Direction :: Track down each line that has the word "React" and copy it.

Collected material ::
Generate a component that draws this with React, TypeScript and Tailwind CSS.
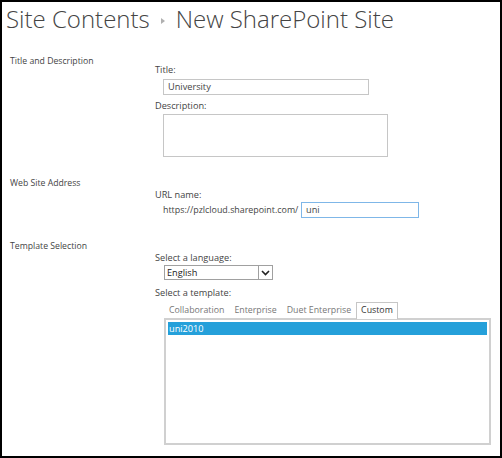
import React from 'react';

const font = { fontFamily: '"Open Sans", "Liberation Sans", sans-serif' };

function Section({ label, children, className = '' }: { label: string; children: React.ReactNode; className?: string }) {
  return (
    <div className={`flex ${className}`}>
      <div className="w-[153px] shrink-0 pl-[8px] text-[8.7px] leading-[14px] text-[#444]">{label}</div>
      <div className="flex-1">{children}</div>
    </div>
  );
}

const tabs = ['Collaboration', 'Enterprise', 'Duet Enterprise', 'Custom'];

export default function App() {
  return (
    <div className="w-[502px] h-[458px] bg-white border-2 border-black overflow-hidden" style={font}>
      {/* 見出し */}
      <div className="flex items-center h-[34px] pl-[4px] text-[24px] font-light text-[#444] leading-none whitespace-nowrap">
        <span>Site Contents</span>
        <svg width="6" height="8" viewBox="0 0 6 8" className="mx-[10px] mt-[3px]">
          <path d="M1 1 L5 4 L1 7 Z" fill="#b0b0b0" />
        </svg>
        <span>New SharePoint Site</span>
      </div>

      {/* タイトル */}
      <Section label="Title and Description" className="mt-[18px]">
        <div className="pt-[9px] text-[9.2px] leading-[14px] text-[#444]">
          <div>Title:</div>
          <div className="ml-[8px] mt-[2px] w-[206px] h-[16px] border border-[#c6c6c6] px-[4px] leading-[14px]">University</div>
          <div className="mt-[4px]">Description:</div>
          <div className="ml-[8px] mt-[1px] w-[225px] h-[43px] border border-[#c6c6c6]" />
        </div>
      </Section>

      {/* URL */}
      <Section label="Web Site Address" className="mt-[19px]">
        <div className="pt-[12px] text-[9.2px] leading-[14px] text-[#444]">
          <div>URL name:</div>
          <div className="flex items-center ml-[8px]">
            <span className="w-[138px] whitespace-nowrap text-[8.9px]">https://pzlcloud.sharepoint.com/</span>
            <div className="w-[118px] h-[16px] border border-[#7fb7e8] px-[4px] leading-[14px]">uni</div>
          </div>
        </div>
      </Section>

      {/* テンプレート */}
      <Section label="Template Selection" className="mt-[21px]">
        <div className="pt-[12px] text-[9.2px] leading-[14px] text-[#444]">
          <div>Select a language:</div>
          <div className="ml-[9px] w-[109px] h-[15px] border border-[#a0a0a0] flex items-center">
            <span className="flex-1 pl-[2px] text-[#222] leading-[13px]">English</span>
            <div className="w-[14px] h-full border-l border-[#a0a0a0] flex items-center justify-center">
              <svg width="9" height="6" viewBox="0 0 9 6">
                <path d="M1 1 L4.5 4.5 L8 1" fill="none" stroke="#222" strokeWidth="1.6" />
              </svg>
            </div>
          </div>
          <div className="mt-[6px]">Select a template:</div>
          <div className="ml-[9px] mt-[2px] flex text-[#777] text-[8.8px] h-[16px] items-end">
            {tabs.map(t =>
              t === 'Custom' ? (
                <div key={t} className="px-[4px] h-[17px] border border-b-0 border-[#c6c6c6] bg-white text-[#333] leading-[15px] relative top-[1px]">
                  {t}
                </div>
              ) : (
                <div key={t} className="px-[5px] leading-[15px]">{t}</div>
              )
            )}
          </div>
          <div className="ml-[9px] w-[327px] h-[127px] border-2 border-[#d0d0d0] p-[2px]">
            <div className="h-[13px] bg-[#25a0da] text-white pl-[1px] leading-[13px]">uni2010</div>
          </div>
        </div>
      </Section>
    </div>
  );
}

Solution for this problem ::
Generate a component that draws this with React, TypeScript and Tailwind CSS.
import React from 'react';
function Section({ label, children, className = '' }: { label: string; children: React.ReactNode; className?: string }) {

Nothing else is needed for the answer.